Steve Ditko, Co-Creator
Stan tapped his Amazing Fantasy cohort Steve Ditko to replace Kirby. In an essay that appeared in an issue of Robin Snyder’s History of Comics, Steve Ditko wrote that the five Kirby-penciled Spider-Man pages he received from Stan “...showed a teenager living with his kindly old aunt and hard, gruff, retired police captain uncle...who was hostile toward the boy.

“Next door or somewhere in the neighborhood there was a whiskered scientist-type involved in some kind of experiment or project. The end of the five pages depicted the kid going toward the scientist’s darkened house.”

Ditko saw an opportunity to do a richer and more complex character than the one initially envisioned by Lee and Kirby. “Steve Ditko...working from a synopsis and Kirby’s pages, produced an inspired visual take on the character that drove its story for decades—bottle-thick glasses, slumped shoulders, and a homemade costume,” observed Raphael and Spurgeon in Stan Lee. “...The Spider-Man millions of readers came to know and love got his youth and voice from Stan Lee and his human frailty from Steve Ditko...”

The artist knew the importance of the visual aspect of a character in this most visual of mediums. In his 1990 essay, Ditko wrote, “One of the first things I did was to work up a costume. A vital, visual part of the character.
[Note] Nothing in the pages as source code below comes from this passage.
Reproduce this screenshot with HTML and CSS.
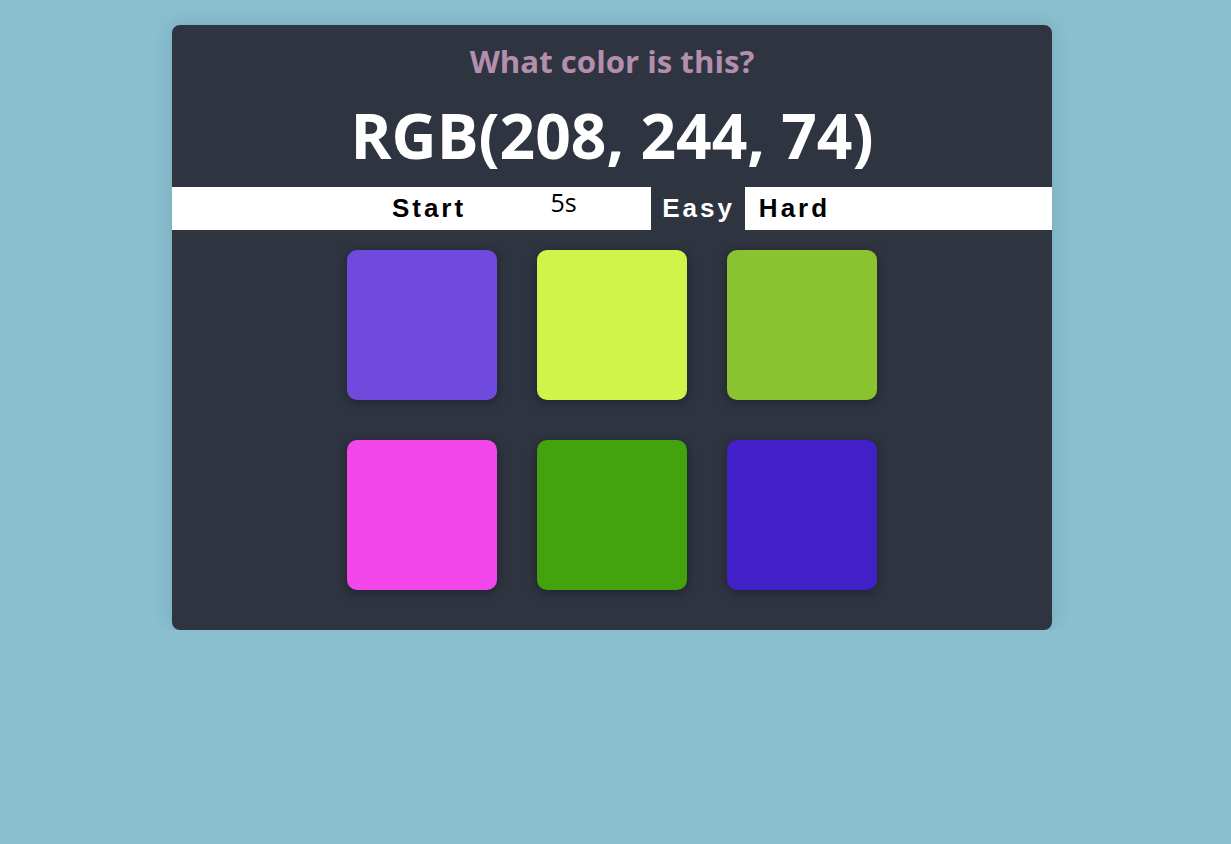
FILE: index.html
```html
<!DOCTYPE html>
<html lang="en">
<head>
<meta charset="utf-8">
<title>Color Game</title>
<link rel="stylesheet" href="styles.css">
</head>
<body>
<main class="card">
  <header class="header">
    <h2 class="question">What color is this?</h2>
    <h1 class="rgb">RGB(208, 244, 74)</h1>
  </header>
  <nav class="controls">
    <button class="btn">Start</button>
    <span class="timer">5s</span>
    <button class="btn selected">Easy</button>
    <button class="btn hard">Hard</button>
  </nav>
  <section class="grid">
    <div class="square sq1"></div>
    <div class="square sq2"></div>
    <div class="square sq3"></div>
    <div class="square sq4"></div>
    <div class="square sq5"></div>
    <div class="square sq6"></div>
  </section>
</main>
</body>
</html>
```

FILE: styles.css
```css
* { box-sizing: border-box; }
body {
  margin: 0;
  background: #89bfcf;
  font-family: "Open Sans", "DejaVu Sans", sans-serif;
  padding: 25px 7px 0 0;
}
.card {
  width: 880px;
  margin: 0 auto;
  background: #2e3440;
  border-radius: 8px;
  box-shadow: 0 0 20px rgba(0, 0, 0, 0.12);
  overflow: hidden;
}
.header {
  text-align: center;
  padding-top: 14px;
}
.question {
  margin: 0;
  color: #b48ead;
  font-size: 31.2px;
  font-weight: 700;
  line-height: 44px;
}
.rgb {
  margin: 0;
  color: #ffffff;
  font-size: 62.3px;
  font-weight: 700;
  line-height: 104px;
}
.controls {
  display: flex;
  justify-content: center;
  align-items: stretch;
  height: 43px;
  background: #ffffff;
}
.btn {
  border: none;
  background: transparent;
  font-family: "Liberation Sans", Arial, sans-serif;
  font-weight: 700;
  font-size: 26px;
  letter-spacing: 3px;
  color: #000;
  padding: 0 10px 0 11px;
  cursor: pointer;
}
.btn.selected {
  background: #2e3440;
  color: #ffffff;
}
.btn.hard {
  padding: 0 13px 0 14px;
}
.timer {
  width: 175px;
  text-align: center;
  font-size: 25px;
  line-height: 30px;
  color: #000;
}
.grid {
  display: grid;
  grid-template-columns: repeat(3, 150px);
  gap: 40px;
  justify-content: center;
  padding: 20px 0 40px;
}
.square {
  width: 150px;
  height: 150px;
  border-radius: 10px;
  box-shadow: 0 2px 10px rgba(0, 0, 0, 0.35);
}
.sq1 { background: #6f4adc; }
.sq2 { background: #d0f44a; }
.sq3 { background: #8bc22f; }
.sq4 { background: #f347ec; }
.sq5 { background: #43a30e; }
.sq6 { background: #4220c8; }
```
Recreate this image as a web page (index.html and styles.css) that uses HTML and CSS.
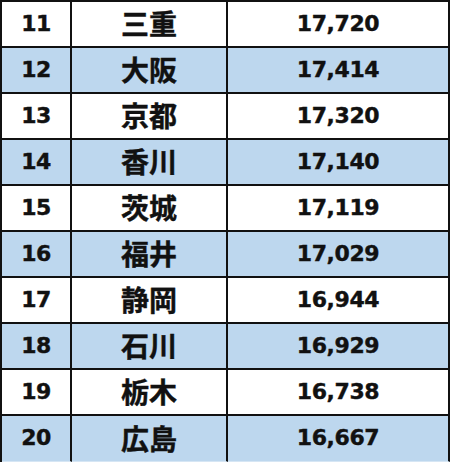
FILE: index.html
```html
<!DOCTYPE html>
<html lang="ja">
<head>
<meta charset="utf-8">
<link rel="stylesheet" href="styles.css">
</head>
<body>
<div class="table">
  <div class="row"><div class="cell rank">11</div><div class="cell pref">三重</div><div class="cell val">17,720</div></div>
  <div class="row alt"><div class="cell rank">12</div><div class="cell pref">大阪</div><div class="cell val">17,414</div></div>
  <div class="row"><div class="cell rank">13</div><div class="cell pref">京都</div><div class="cell val">17,320</div></div>
  <div class="row alt"><div class="cell rank">14</div><div class="cell pref">香川</div><div class="cell val">17,140</div></div>
  <div class="row"><div class="cell rank">15</div><div class="cell pref">茨城</div><div class="cell val">17,119</div></div>
  <div class="row alt"><div class="cell rank">16</div><div class="cell pref">福井</div><div class="cell val">17,029</div></div>
  <div class="row"><div class="cell rank">17</div><div class="cell pref">静岡</div><div class="cell val">16,944</div></div>
  <div class="row alt"><div class="cell rank">18</div><div class="cell pref">石川</div><div class="cell val">16,929</div></div>
  <div class="row"><div class="cell rank">19</div><div class="cell pref">栃木</div><div class="cell val">16,738</div></div>
  <div class="row alt last"><div class="cell rank">20</div><div class="cell pref">広島</div><div class="cell val">16,667</div></div>
</div>
</body>
</html>
```
FILE: styles.css
```css
html, body {
  margin: 0;
  padding: 0;
  background: #ffffff;
}
.table {
  width: 450px;
  height: 462px;
  box-sizing: border-box;
  border-top: 2px solid #111;
  border-left: 2px solid #111;
  display: flex;
  flex-direction: column;
  font-family: "DejaVu Sans", "Noto Sans CJK JP", sans-serif;
  font-weight: bold;
  color: #111;
}
.row {
  display: grid;
  grid-template-columns: 70px 156px 222px;
  height: 46px;
  background: #ffffff;
}
.row.alt {
  background: #bdd7ee;
}
.cell {
  box-sizing: border-box;
  border-right: 2px solid #111;
  border-bottom: 2px solid #111;
  display: flex;
  align-items: center;
  justify-content: center;
  padding-bottom: 2px;
  -webkit-text-stroke: 0.4px #111;
}
.row.last .cell {
  border-bottom-color: #d6e6f4;
  border-bottom-width: 1px;
}
.rank {
  font-size: 22px;
  letter-spacing: -0.5px;
}
.val {
  font-size: 22px;
  letter-spacing: -0.4px;
}
.pref {
  font-family: "Noto Sans CJK JP", sans-serif;
  font-size: 28px;
  font-weight: 700;
}
```
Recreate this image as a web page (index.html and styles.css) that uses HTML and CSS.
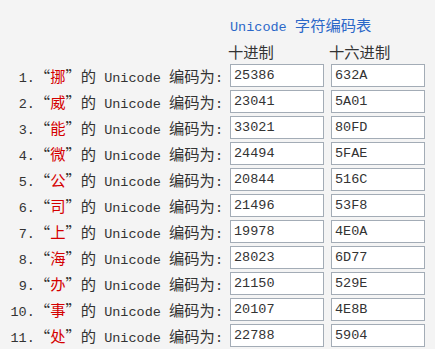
FILE: index.html
```html
<!DOCTYPE html>
<html lang="zh-CN">
<head>
<meta charset="utf-8">
<title>Unicode 字符编码表</title>
<link rel="stylesheet" href="styles.css">
</head>
<body>
<div class="page">
  <div class="grid">
    <div class="title"><span class="m">Unicode</span> <span class="c">字符编码表</span></div>
    <div class="colhead first"><span class="c">十进制</span></div>
    <div class="colhead"><span class="c">十六进制</span></div>

    <div class="lbl"><span class="m">1.</span><span class="c q">“<span class="red">挪</span>”的</span><span class="m"> Unicode </span><span class="c">编码为</span><span class="m">:</span></div>
    <div class="box">25386</div><div class="box">632A</div>

    <div class="lbl"><span class="m">2.</span><span class="c q">“<span class="red">威</span>”的</span><span class="m"> Unicode </span><span class="c">编码为</span><span class="m">:</span></div>
    <div class="box">23041</div><div class="box">5A01</div>

    <div class="lbl"><span class="m">3.</span><span class="c q">“<span class="red">能</span>”的</span><span class="m"> Unicode </span><span class="c">编码为</span><span class="m">:</span></div>
    <div class="box">33021</div><div class="box">80FD</div>

    <div class="lbl"><span class="m">4.</span><span class="c q">“<span class="red">微</span>”的</span><span class="m"> Unicode </span><span class="c">编码为</span><span class="m">:</span></div>
    <div class="box">24494</div><div class="box">5FAE</div>

    <div class="lbl"><span class="m">5.</span><span class="c q">“<span class="red">公</span>”的</span><span class="m"> Unicode </span><span class="c">编码为</span><span class="m">:</span></div>
    <div class="box">20844</div><div class="box">516C</div>

    <div class="lbl"><span class="m">6.</span><span class="c q">“<span class="red">司</span>”的</span><span class="m"> Unicode </span><span class="c">编码为</span><span class="m">:</span></div>
    <div class="box">21496</div><div class="box">53F8</div>

    <div class="lbl"><span class="m">7.</span><span class="c q">“<span class="red">上</span>”的</span><span class="m"> Unicode </span><span class="c">编码为</span><span class="m">:</span></div>
    <div class="box">19978</div><div class="box">4E0A</div>

    <div class="lbl"><span class="m">8.</span><span class="c q">“<span class="red">海</span>”的</span><span class="m"> Unicode </span><span class="c">编码为</span><span class="m">:</span></div>
    <div class="box">28023</div><div class="box">6D77</div>

    <div class="lbl"><span class="m">9.</span><span class="c q">“<span class="red">办</span>”的</span><span class="m"> Unicode </span><span class="c">编码为</span><span class="m">:</span></div>
    <div class="box">21150</div><div class="box">529E</div>

    <div class="lbl"><span class="m">10.</span><span class="c q">“<span class="red">事</span>”的</span><span class="m"> Unicode </span><span class="c">编码为</span><span class="m">:</span></div>
    <div class="box">20107</div><div class="box">4E8B</div>

    <div class="lbl"><span class="m">11.</span><span class="c q">“<span class="red">处</span>”的</span><span class="m"> Unicode </span><span class="c">编码为</span><span class="m">:</span></div>
    <div class="box">22788</div><div class="box">5904</div>
  </div>
</div>
</body>
</html>
```
FILE: styles.css
```css
html, body {
  margin: 0;
  padding: 0;
  background: #f4f4f4;
}
body {
  font-family: "Liberation Mono", "Noto Sans CJK SC", monospace;
  font-size: 13.5px;
  color: #333;
}
.page {
  padding: 14px 10px 0 0;
}
.grid {
  display: grid;
  grid-template-columns: 1fr 94px 94px;
  column-gap: 7px;
  row-gap: 3px;
}
.m {
  font-family: "Liberation Mono", monospace;
  font-size: 13.5px;
  white-space: pre;
}
.c {
  font-family: "Noto Sans CJK SC", sans-serif;
  font-size: 15.3px;
}
.q {
  font-feature-settings: "fwid" 1;
}
.red {
  color: #d40000;
}
.title {
  grid-column: 2 / 4;
  color: #2b67c8;
  line-height: 20px;
  height: 20px;
  white-space: nowrap;
  margin-bottom: 4px;
}
.colhead {
  line-height: 20px;
  height: 20px;
  margin-left: -2px;
  white-space: nowrap;
}
.colhead.first {
  grid-column: 2;
}
.lbl {
  grid-column: 1;
  text-align: right;
  white-space: nowrap;
  line-height: 23px;
  height: 23px;
}
.box {
  box-sizing: border-box;
  height: 23px;
  background: #fff;
  border: 1px solid #a3acb6;
  padding: 0 3px;
  line-height: 21px;
  font-family: "Liberation Mono", monospace;
  font-size: 13.5px;
  color: #333;
}
```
I had to know how he looked, to fit in with the powers he had, or could have, the possible gimmicks and how they might be used and shown, before I did any breakdowns...I wasn’t sure Stan would like the idea of covering the character’s face but I did it because it hid an obvious boyish face.”

Stan was more than pleased with Ditko’s contributions to Spider-Man, finding his “toned down, more subtle, highly stylized way of drawing...perfect for the way I envisioned Spider-Man...Steve did a totally brilliant job of bringing my new little hero to life.”